I've trailed a little wire off the volume loop and taped it to the top of the etherwave. Another variation in staccato. Gives a very neutral sound - no bendiness like the Kurstin pluck, no pronounced start like the articulation regulator, just: the sound is not there, then it is.

Also busy with a little friending drive on mySpace, for the sake of bigging up ethermusic. So my friend count has jumped by 50%.

But that's not the point of this post. The point is

[b]Dancing With Ghosts[/b]

Background. As I learned from the Lydia Kavina masterclass, the whole body affects the field - move in close to stretch out the high notes etc. Over on levnet there has been a boisterous discussion about experimental music, and in between the repartee I discovered that I am more Parch than Cage and found a nice little article about Partch on the web.

http://musicmavericks.publicradio.org/features/essay_partchworld.html

This is the bit that caught my attention:

[i]But more than this, he designed the instruments to be "corporeal." To Partch, corporeal meant to involve the whole body—the whole person—in the art. He hated the way performing-art forms had been separated by "the curse of specialization:" a musician is only a musician, a dancer only a dancer.[/i]

Lev Teremen tried to realise this idea with the terpsitone - an oversized theremin.

At Hands Off I danced with two theremins.

This morning I put it all together and danced with one theremin. And of course a delay to add complexity and richness and a steady beat to keep me grounded.

The fields are a ghostly, dynamic presence, invisible, intangible, reacting to your movements. Draw back and they shrink away. Move closer and the extend around you, stretch out and surround you. Dance, and the control zone dances. And as it dances, it sings. And when you dance well, it sings well.

Is it possible to play like that? For the music I make, yes. Do we need to stand still to catch a ball? Can dancers dance with precision and accuracy? No. Yes. The brain can do the amazing maths required all by itself when we learn to trust it.

I have often likened learning the theremin to riding a bicycle - at first you're all over the place, then your hand-ear coordination develops and you can go in a straight line. During the recent levnet discussions the inestimable Peter Pringle likened a classical thereminist to a race car driver. Well, a bicycle race suits my metaphor better, and I don't think it looses anything in the transliteration.

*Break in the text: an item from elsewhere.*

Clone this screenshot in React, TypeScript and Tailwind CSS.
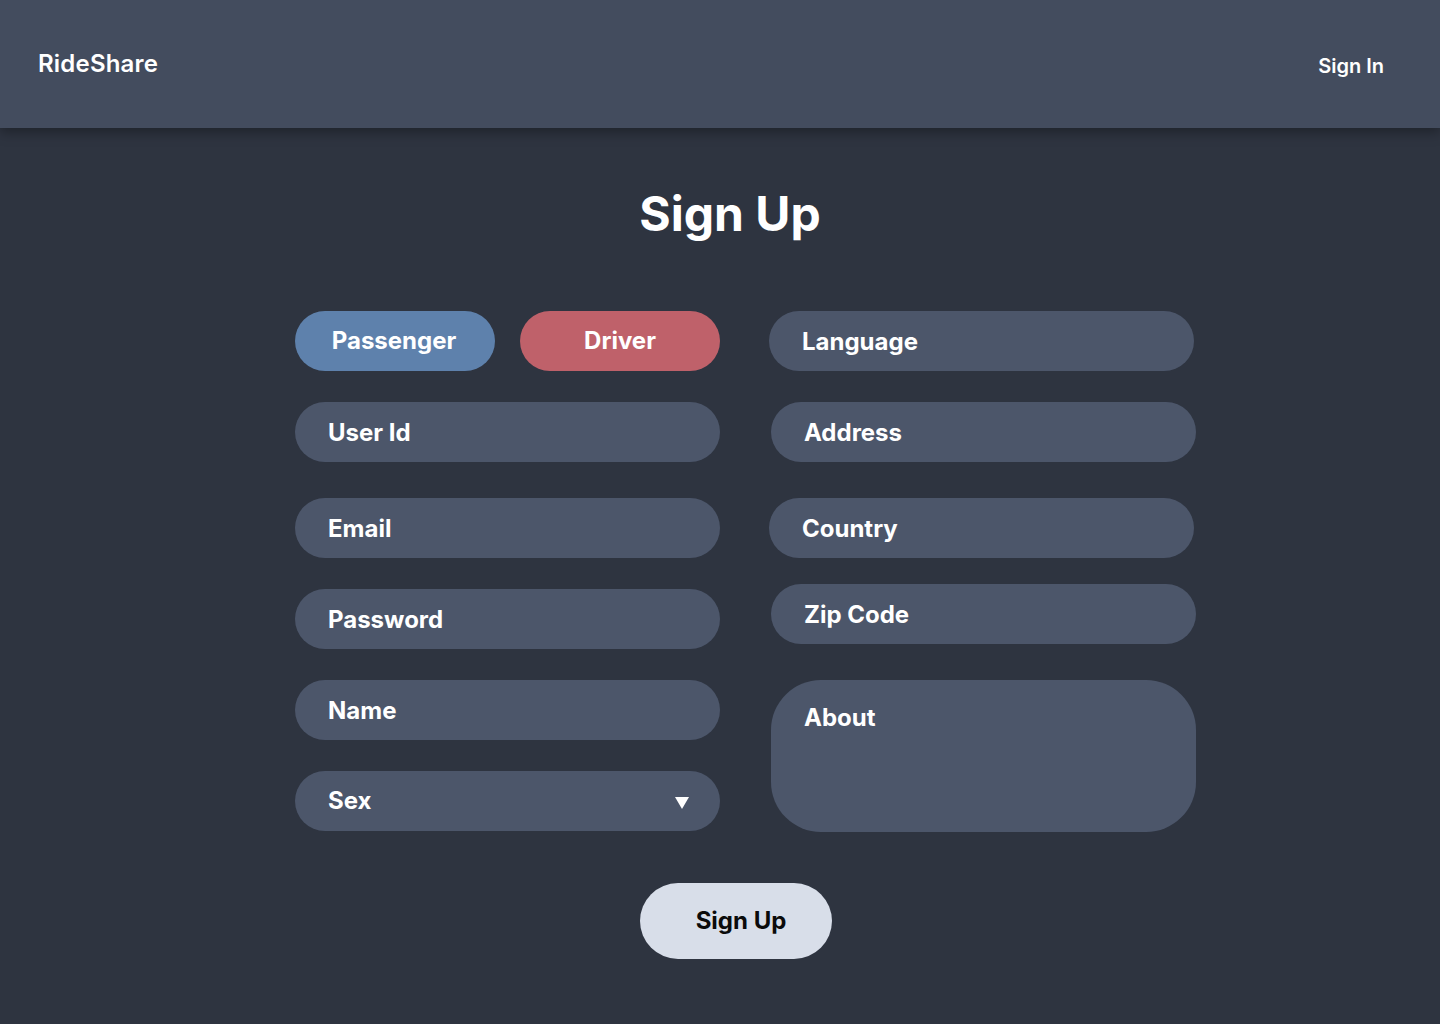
import React from 'react'

const font = { fontFamily: 'Inter, "Noto Sans", sans-serif' }

const Field = ({ label, className = '' }: { label: string; className?: string }) => (
  <input
    placeholder={label}
    className={`h-[60px] w-[425px] rounded-full bg-[#4c566a] pl-[33px] pr-6 text-2xl font-bold text-white placeholder:text-white outline-none ${className}`}
  />
)

const App = () => {
  return (
    <div className="min-h-[1024px] w-full bg-[#2e3440] text-white" style={font}>
      <header className="relative z-10 flex h-[128px] items-center justify-between bg-[#434c5e] pl-[38px] pr-[56px] shadow-[0_4px_12px_rgba(0,0,0,0.35)]">
        <span className="text-2xl font-semibold tracking-[0.2px]">RideShare</span>
        <a className="pt-[3px] text-xl font-semibold">Sign In</a>
      </header>

      <main className="flex flex-col">
        <h1 className="pt-[62px] pl-[20px] text-center text-5xl font-bold">Sign Up</h1>

        <form className="mt-[73px] ml-[295px] flex gap-[49px]">
          {/* left column */}
          <div className="flex flex-col">
            <div className="flex gap-[25px]">
              <button type="button" className="h-[60px] w-[200px] rounded-full bg-[#5e81ac] pr-[2px] text-2xl font-bold">
                Passenger
              </button>
              <button type="button" className="h-[60px] w-[200px] rounded-full bg-[#bf616a] text-2xl font-bold">
                Driver
              </button>
            </div>
            <Field label="User Id" className="mt-[31px]" />
            <Field label="Email" className="mt-[36px]" />
            <Field label="Password" className="mt-[31px]" />
            <Field label="Name" className="mt-[31px]" />
            <div className="mt-[31px] flex h-[60px] w-[425px] items-center justify-between rounded-full bg-[#4c566a] pl-[33px] pr-[31px]">
              <span className="text-2xl font-bold">Sex</span>
              <svg width="14" height="12" viewBox="0 0 14 12" className="mt-[4px]">
                <polygon points="0,0 14,0 7,12" fill="#ffffff" />
              </svg>
            </div>
          </div>

          {/* right column */}
          <div className="flex flex-col">
            <Field label="Language" />
            <Field label="Address" className="mt-[31px] ml-[2px]" />
            <Field label="Country" className="mt-[36px]" />
            <Field label="Zip Code" className="mt-[26px] ml-[2px]" />
            <textarea
              placeholder="About"
              className="mt-[36px] ml-[2px] h-[152px] w-[425px] resize-none rounded-[50px] bg-[#4c566a] pl-[33px] pr-6 pt-[22px] text-2xl leading-[32px] font-bold text-white placeholder:text-white outline-none"
            />
          </div>
        </form>

        <div className="mt-[51px] flex justify-center pl-[32px]">
          <button type="button" className="h-[76px] w-[192px] rounded-full bg-[#d8dee9] pl-[10px] text-2xl font-bold text-[#0b0b0b]">
            Sign Up
          </button>
        </div>
      </main>
    </div>
  )
}

export default App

If a classical thereminist is like a bicycle racer, then this is BMX Freestyle (http://www.youtube.com/watch?v=qMYnALVGmyQ).

Posted: 2/20/2008 7:18:17 PM
GordonC

From: Croxley Green, Hertfordshire, UK

Joined: 10/5/2005

Re: previous post.

... but not today.

Apparently this is one of those things that happens when it happens. Today was back to the usual, but a little more confident. Confidence is good - I can hear it in music I think of as good.

Next time it happens, it will be a bit more likely to happen again.

Perhaps. Doesn't always go that way.

Anyway, whatever catalysed it, it was fun.
Posted: 2/25/2008 11:08:53 AM
GordonC

From: Croxley Green, Hertfordshire, UK

Joined: 10/5/2005

I had a lovely day out yesterday.

Took the tube to Green Park, one of the nicer areas of London, watched a couple of recently rediscovered early Russian movies, exchanged a few words with Lydia Kavina, came home. Lovely.

Rewind. More details. Ms Kavina was part of a trio providing live accompaniment. From my front row seat she was silhouetted against the bottom left of the screen, like the sign-language lady on TV. Also playing were a big-bearded saxophonist/clarinettist/slide-whistler and a guy with a small table of electronics and a macBook.

The first film - The Cameraman's Revenge - was a stop-frame animation short, starring anthropomorphised insects in a sordid tale of showgirls, infidelity and revenge. The soundtrack was a suitably insectoid noisescape about a thousand miles away from the classical music predominantly associated with Lydia K. I was transported back to my childhood, watching The Clangers, East German children's TV (The Singing Ringing Tree for example) and listening to the BBC Radiophonic Workshop on the BBC's school programmes, and after school in Doctor Who and The Tomorrow People.

The main feature - Aelita: Queen of Mars - was a mixture of sci-fi - Flash Gordon (yeah!) Metropolis - gritty social documentary, communist satire (one of the captions read "Workers Of Mars Unite" - honestly) love story and comedy. (Ha ha. Another caption card read "You are under arrest for murder." -- "Some detective! You can't even recognise a false beard and wig!" -- "Then you are under arrest for assuming someone else's identity.")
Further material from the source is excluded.